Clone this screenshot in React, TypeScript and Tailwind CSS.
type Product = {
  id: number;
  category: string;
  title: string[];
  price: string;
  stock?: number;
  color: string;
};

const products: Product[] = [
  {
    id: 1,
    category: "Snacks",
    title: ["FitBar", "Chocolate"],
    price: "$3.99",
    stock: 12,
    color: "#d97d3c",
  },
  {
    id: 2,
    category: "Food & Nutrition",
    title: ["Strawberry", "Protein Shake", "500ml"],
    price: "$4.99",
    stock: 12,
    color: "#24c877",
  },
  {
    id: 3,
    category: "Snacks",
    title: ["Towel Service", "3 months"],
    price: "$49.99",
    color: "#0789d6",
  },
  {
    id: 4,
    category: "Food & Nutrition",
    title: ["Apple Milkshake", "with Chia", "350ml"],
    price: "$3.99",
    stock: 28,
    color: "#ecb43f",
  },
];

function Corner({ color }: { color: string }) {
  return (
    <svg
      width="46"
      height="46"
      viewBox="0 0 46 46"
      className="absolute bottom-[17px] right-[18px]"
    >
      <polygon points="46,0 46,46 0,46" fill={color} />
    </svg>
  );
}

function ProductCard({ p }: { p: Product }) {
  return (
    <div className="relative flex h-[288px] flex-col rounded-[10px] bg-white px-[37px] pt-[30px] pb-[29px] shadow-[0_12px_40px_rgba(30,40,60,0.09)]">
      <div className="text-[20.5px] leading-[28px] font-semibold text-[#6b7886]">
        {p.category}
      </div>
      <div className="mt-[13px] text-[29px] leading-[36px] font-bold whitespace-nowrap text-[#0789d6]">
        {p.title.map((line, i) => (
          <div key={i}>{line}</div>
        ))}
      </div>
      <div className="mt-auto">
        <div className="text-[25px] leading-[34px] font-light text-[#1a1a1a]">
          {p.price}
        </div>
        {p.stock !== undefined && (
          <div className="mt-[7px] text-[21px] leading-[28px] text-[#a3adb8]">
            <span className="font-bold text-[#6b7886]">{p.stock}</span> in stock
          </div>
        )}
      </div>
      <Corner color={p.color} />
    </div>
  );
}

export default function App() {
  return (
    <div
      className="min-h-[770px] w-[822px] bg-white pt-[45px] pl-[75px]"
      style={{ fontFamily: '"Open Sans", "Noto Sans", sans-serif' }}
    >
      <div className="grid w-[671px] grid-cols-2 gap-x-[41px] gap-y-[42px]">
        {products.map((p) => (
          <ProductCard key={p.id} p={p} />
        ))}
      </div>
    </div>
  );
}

• • • • • • •

All of the lines above must be returned exactly.

- **Written reply**:
Clone this screenshot in React, TypeScript and Tailwind CSS.
type Product = {
  id: number;
  category: string;
  title: string[];
  price: string;
  stock?: number;
  color: string;
};

const products: Product[] = [
  {
    id: 1,
    category: "Snacks",
    title: ["FitBar", "Chocolate"],
    price: "$3.99",
    stock: 12,
    color: "#d97d3c",
  },
  {
    id: 2,
    category: "Food & Nutrition",
    title: ["Strawberry", "Protein Shake", "500ml"],
    price: "$4.99",
    stock: 12,
    color: "#24c877",
  },
  {
    id: 3,
    category: "Snacks",
    title: ["Towel Service", "3 months"],
    price: "$49.99",
    color: "#0789d6",
  },
  {
    id: 4,
    category: "Food & Nutrition",
    title: ["Apple Milkshake", "with Chia", "350ml"],
    price: "$3.99",
    stock: 28,
    color: "#ecb43f",
  },
];

function Corner({ color }: { color: string }) {
  return (
    <svg
      width="46"
      height="46"
      viewBox="0 0 46 46"
      className="absolute bottom-[17px] right-[18px]"
    >
      <polygon points="46,0 46,46 0,46" fill={color} />
    </svg>
  );
}

function ProductCard({ p }: { p: Product }) {
  return (
    <div className="relative flex h-[288px] flex-col rounded-[10px] bg-white px-[37px] pt-[30px] pb-[29px] shadow-[0_12px_40px_rgba(30,40,60,0.09)]">
      <div className="text-[20.5px] leading-[28px] font-semibold text-[#6b7886]">
        {p.category}
      </div>
      <div className="mt-[13px] text-[29px] leading-[36px] font-bold whitespace-nowrap text-[#0789d6]">
        {p.title.map((line, i) => (
          <div key={i}>{line}</div>
        ))}
      </div>
      <div className="mt-auto">
        <div className="text-[25px] leading-[34px] font-light text-[#1a1a1a]">
          {p.price}
        </div>
        {p.stock !== undefined && (
          <div className="mt-[7px] text-[21px] leading-[28px] text-[#a3adb8]">
            <span className="font-bold text-[#6b7886]">{p.stock}</span> in stock
          </div>
        )}
      </div>
      <Corner color={p.color} />
    </div>
  );
}

export default function App() {
  return (
    <div
      className="min-h-[770px] w-[822px] bg-white pt-[45px] pl-[75px]"
      style={{ fontFamily: '"Open Sans", "Noto Sans", sans-serif' }}
    >
      <div className="grid w-[671px] grid-cols-2 gap-x-[41px] gap-y-[42px]">
        {products.map((p) => (
          <ProductCard key={p.id} p={p} />
        ))}
      </div>
    </div>
  );
}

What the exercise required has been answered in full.